Task details:
Find and return each line containing "components".

Given data:
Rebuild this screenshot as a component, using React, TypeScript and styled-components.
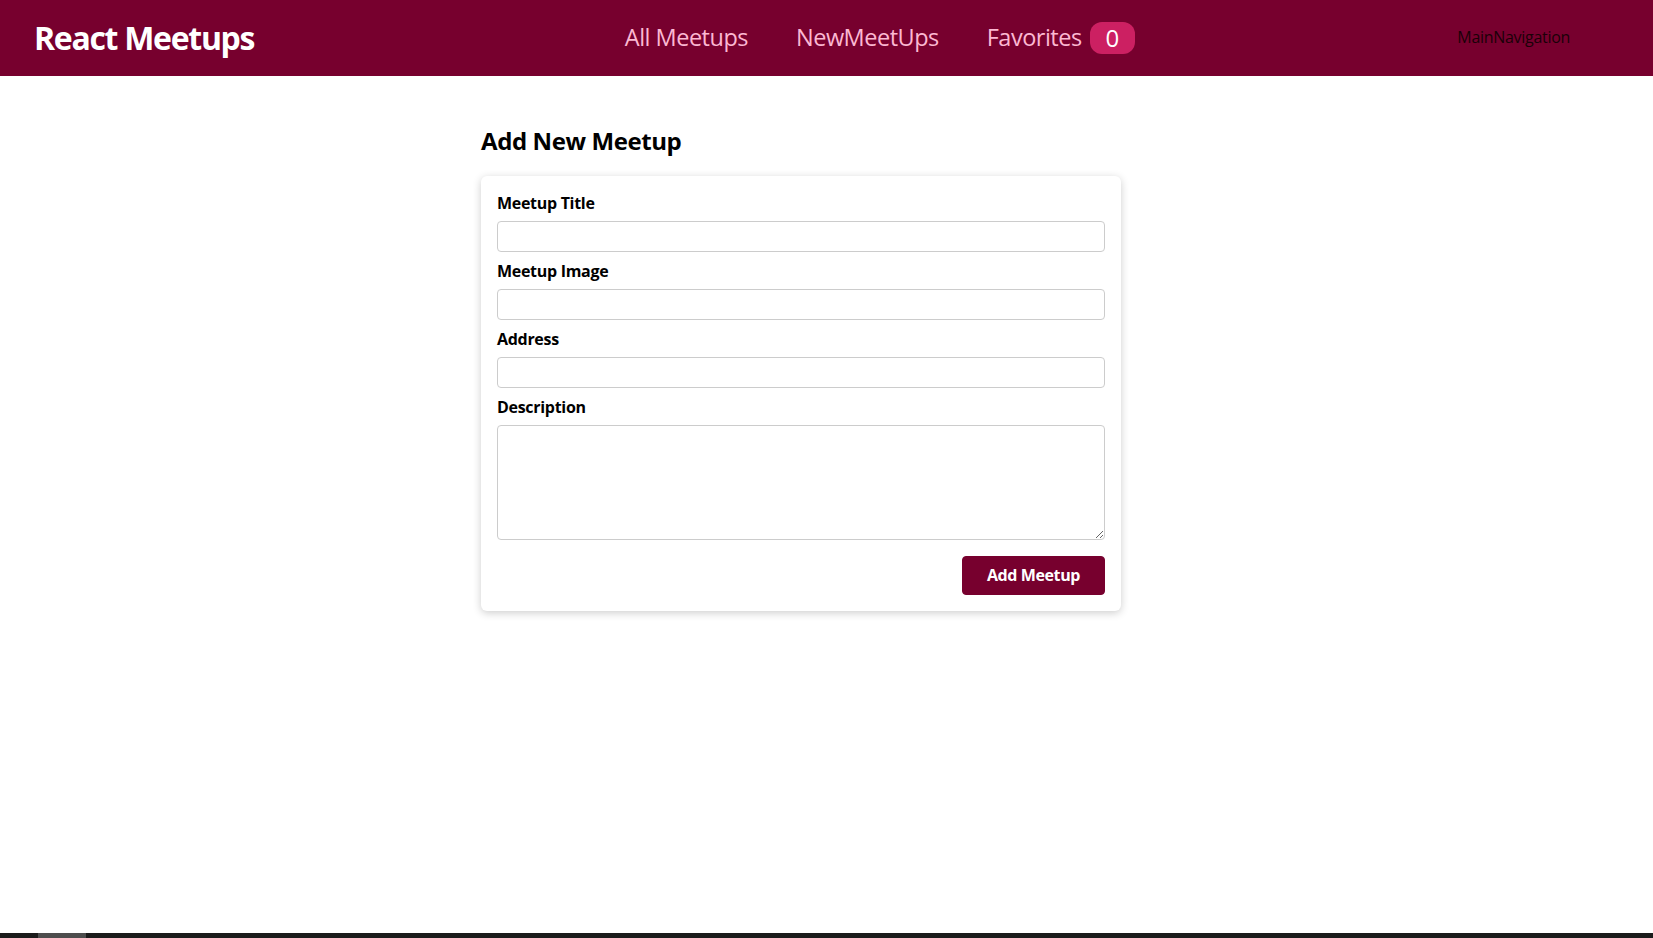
import React from "react";
import styled, { createGlobalStyle } from "styled-components";

const GlobalStyle = createGlobalStyle`
  * { box-sizing: border-box; }
  html, body { margin: 0; padding: 0; }
  body {
    font-family: "Open Sans", "Noto Sans", sans-serif;
    font-size: 16px;
    line-height: 1.33;
    background: #ffffff;
    color: #000000;
  }
`;

const Page = styled.div`
  display: flex;
  flex-direction: column;
  height: 938px;
  overflow: hidden;
`;

const Header = styled.header`
  height: 76px;
  flex: 0 0 76px;
  background-color: #77002e;
  display: flex;
  align-items: center;
  padding: 0 83px 0 34px;
`;

const Logo = styled.div`
  font-size: 32px;
  font-weight: 700;
  color: #ffffff;
  letter-spacing: -1.3px;
  line-height: 1.33;
`;

const Nav = styled.nav`
  margin-left: auto;
`;

const NavList = styled.ul`
  list-style: none;
  margin: 0;
  padding: 0;
  display: flex;
  align-items: baseline;
`;

const NavItem = styled.li`
  margin-left: 48px;
  display: flex;
  align-items: center;
  &:first-child { margin-left: 0; }
`;

const NavLink = styled.a`
  font-size: 23.5px;
  color: #fcb8d2;
  text-decoration: none;
  letter-spacing: -0.5px;
  cursor: pointer;
`;

const Badge = styled.span`
  background-color: #cc2062;
  color: #ffffff;
  border-radius: 12px;
  padding: 0 16px;
  margin-left: 8px;
  font-size: 24px;
  line-height: 32px;
  height: 32px;
  display: inline-block;
`;

const Caption = styled.div`
  margin-left: 322px;
  font-size: 16px;
  color: #1a0008;
  letter-spacing: -0.3px;
`;

const Main = styled.main`
  flex: 1;
  padding: 49px 51px 0 0;
`;

const Section = styled.section`
  width: 640px;
  margin: 0 auto;
`;

const Title = styled.h1`
  font-size: 24px;
  font-weight: 700;
  line-height: 32px;
  margin: 0 0 19px;
  letter-spacing: -0.4px;
`;

const Card = styled.div`
  background: #ffffff;
  border-radius: 6px;
  box-shadow: 0 2px 8px rgba(0, 0, 0, 0.2);
`;

const Form = styled.form`
  padding: 16px;
`;

const Control = styled.div`
  margin-bottom: 8px;
`;

const Label = styled.label`
  display: block;
  font-weight: 700;
  font-size: 16px;
  line-height: 21px;
  padding-top: 1px;
  margin-bottom: 7px;
  letter-spacing: -0.3px;
`;

const fieldCss = `
  display: block;
  width: 100%;
  font: inherit;
  line-height: 21px;
  border-radius: 4px;
  border: 1px solid #cccccc;
  padding: 4px;
  background: #ffffff;
  margin: 0;
`;

const Input = styled.input`
  ${fieldCss}
  height: 31px;
`;

const TextArea = styled.textarea`
  ${fieldCss}
  height: 115px;
`;

const Actions = styled.div`
  margin-top: 16px;
  display: flex;
  justify-content: flex-end;
`;

const Button = styled.button`
  font: inherit;
  font-weight: 700;
  line-height: 21px;
  cursor: pointer;
  background-color: #77002e;
  color: #ffffff;
  padding: 8px 24px;
  border: 1px solid #77002e;
  border-radius: 4px;
  letter-spacing: -0.4px;
  height: 39px;
`;

const ScrollStrip = styled.div`
  flex: 0 0 5px;
  height: 5px;
  background: #1b1b1b;
  padding-left: 38px;
  display: flex;
`;

const Thumb = styled.div`
  width: 48px;
  background: #4d4d4d;
`;

export default function App() {
  return (
    <>
      <GlobalStyle />
      <Page>
        <Header>
          <Logo>React Meetups</Logo>
          <Nav>
            <NavList>
              <NavItem>
                <NavLink>All Meetups</NavLink>
              </NavItem>
              <NavItem>
                <NavLink>NewMeetUps</NavLink>
              </NavItem>
              <NavItem>
                <NavLink>Favorites</NavLink>
                <Badge>0</Badge>
              </NavItem>
            </NavList>
          </Nav>
          <Caption>MainNavigation</Caption>
        </Header>
        <Main>
          <Section>
            <Title>Add New Meetup</Title>
            <Card>
              <Form onSubmit={(e) => e.preventDefault()}>
                <Control>
                  <Label htmlFor="title">Meetup Title</Label>
                  <Input type="text" id="title" />
                </Control>
                <Control>
                  <Label htmlFor="image">Meetup Image</Label>
                  <Input type="url" id="image" />
                </Control>
                <Control>
                  <Label htmlFor="address">Address</Label>
                  <Input type="text" id="address" />
                </Control>
                <Control>
                  <Label htmlFor="description">Description</Label>
                  <TextArea id="description" rows={5} />
                </Control>
                <Actions>
                  <Button>Add Meetup</Button>
                </Actions>
              </Form>
            </Card>
          </Section>
        </Main>
        <ScrollStrip>
          <Thumb />
        </ScrollStrip>
      </Page>
    </>
  );
}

Exercise output:
Rebuild this screenshot as a component, using React, TypeScript and styled-components.
import styled, { createGlobalStyle } from "styled-components";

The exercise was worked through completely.